The vibratory derives its name from an imaginary resemblance to the motions of a rod or dart when thrown into the air, and it can only take place when the artery is hard, and the strength good. Le Clerc renders it le pouls dardant. It is generally named thrilling in modern works. According to Actuarius, it is hard, quick, and dense, and indicates inflammation of nervous parts.
The undulatory derives its name from a supposed resemblance to the rolling of the waves, and can only take place when the artery is particularly soft, being accompanied with an unequal elevation of it in the diastole. It is thus described by Rhases: “Undosus vero est qui secundum latitudinem, magnum digiti occupat locum, cum lenitate et repletione, cum eo tamen non est magna elevatio neque subita, sed videtur quod elevationem ejus una post aliam contingit, donec fit ut undis assimilatur, quarum una aliam sequitur.” It is the pulsus fluctuosus of Haly Abbas, and the pulsus fluens of C. Aurelianus. (Morb. Acut. ii, 32.) Le Clerc renders it ondoyant.

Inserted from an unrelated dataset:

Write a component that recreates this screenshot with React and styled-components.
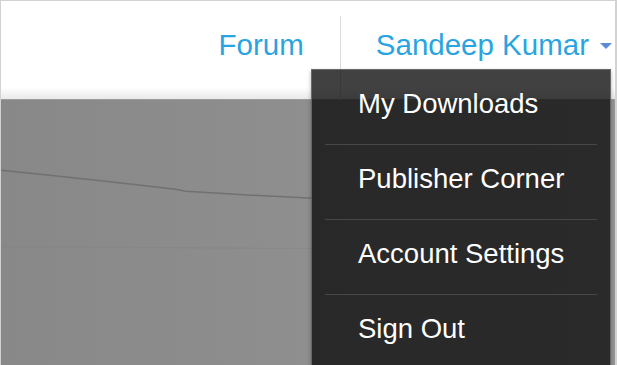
import React from 'react';
import styled, { createGlobalStyle } from 'styled-components';

const GlobalStyle = createGlobalStyle`
  html, body {
    margin: 0;
    padding: 0;
    background: #ffffff;
  }
  * {
    box-sizing: border-box;
  }
`;

const menuItems = ['My Downloads', 'Publisher Corner', 'Account Settings', 'Sign Out'];

const App = () => {
  return (
    <>
      <GlobalStyle />
      <Frame>
        <Header>
          <Nav>
            <NavLink>Forum</NavLink>
            <Divider />
            <UserToggle>
              Sandeep Kumar
              <Caret />
            </UserToggle>
          </Nav>
          <Dropdown>
            {menuItems.map((item, i) => (
              <MenuItem key={item} last={i === menuItems.length - 1}>
                {item}
              </MenuItem>
            ))}
          </Dropdown>
        </Header>
        <Banner>
          <svg width="100%" height="100%" viewBox="0 0 615 264" preserveAspectRatio="none">
            <path d="M0 70 Q90 79 175 89 L185 91 Q250 95 312 98" stroke="#6c6c6c" strokeWidth="1.5" fill="none" opacity="0.85" />
            <path d="M0 146 L312 148" stroke="#808080" strokeWidth="1" fill="none" opacity="0.4" />
          </svg>
        </Banner>
      </Frame>
    </>
  );
};

export default App;

const Frame = styled.div`
  width: 617px;
  height: 365px;
  border: 1px solid #d2d2d2;
  border-right-width: 2px;
  border-bottom: none;
  display: flex;
  flex-direction: column;
  overflow: hidden;
  font-family: "Liberation Sans", Arial, sans-serif;
`;

const Header = styled.div`
  position: relative;
  height: 99px;
  flex-shrink: 0;
  display: flex;
  justify-content: flex-end;
  padding: 15px 3px 0 0;
  background: linear-gradient(to bottom, #ffffff 0, #ffffff 86px, #e9e9e9 98px);
  border-bottom: 1px solid #9c9c9c;
  z-index: 2;
`;

const Nav = styled.div`
  display: flex;
  align-items: flex-start;
  height: 84px;
`;

const NavLink = styled.a`
  font-size: 29.5px;
  line-height: 30px;
  padding-top: 14px;
  color: #2aa4e0;
  cursor: pointer;
`;

const Divider = styled.div`
  width: 1px;
  height: 84px;
  background: #dcdcdc;
  margin: 0 35px 0 36px;
`;

const UserToggle = styled.a`
  display: flex;
  align-items: center;
  font-size: 29.5px;
  line-height: 30px;
  padding-top: 14px;
  color: #2aa4e0;
  cursor: pointer;
`;

const Caret = styled.span`
  width: 0;
  height: 0;
  margin-left: 11px;
  margin-top: 2px;
  border-left: 6px solid transparent;
  border-right: 6px solid transparent;
  border-top: 6px solid #5a8bd9;
`;

const Dropdown = styled.ul`
  position: absolute;
  top: 68px;
  right: 4px;
  width: 300px;
  height: 310px;
  margin: 0;
  padding: 0 13px;
  list-style: none;
  background: rgba(12, 12, 12, 0.78);
  border: 1px solid rgba(110, 110, 110, 0.9);
  box-shadow: 0 2px 4px rgba(0, 0, 0, 0.3);
`;

const MenuItem = styled.li`
  height: 75px;
  padding: 20px 0 0 33px;
  font-size: 27.5px;
  line-height: 27px;
  color: #ffffff;
  border-bottom: ${(p) => (p.last ? 'none' : '1px solid #474747')};
  cursor: pointer;
`;

const Banner = styled.div`
  flex: 1;
  background: linear-gradient(to right, #888888 0, #8e8e8e 45%, #969696 100%);
  z-index: 1;

  svg {
    display: block;
  }
`;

The vermicular differs from the last mentioned only in magnitude and strength, being soft, small, and weak. Nearly allied to it is the formicans or ant-like pulse, which is one of the last degree of weakness, smallness, and density. They are thus described by Rhases: “Vermicolosi forma est ut forma undosi, in elevatione quæ secundum diastolem eadem invenitur, non tamen est latus, neque plenus, cujus inundatio existit debilis, qui vermibus per foramen arteriæ discurrentibus assimulatur: formicans vero pulsus adeo invenitur in ultimo parvitatis, et spissitudinis consistere, ut pulsui pueri recens nati assimuletur.” According to Galen the formicans is a pulse which it requires great experience to detect. (De Dignos. Puls. ii, 1.) Haly Abbas states that it is the termination of the vermicular. It is the pulsus formicabilis of Cælius Aurelianus. The Chinese compare the formicans to a silk thread, a capillary tube, or a hair.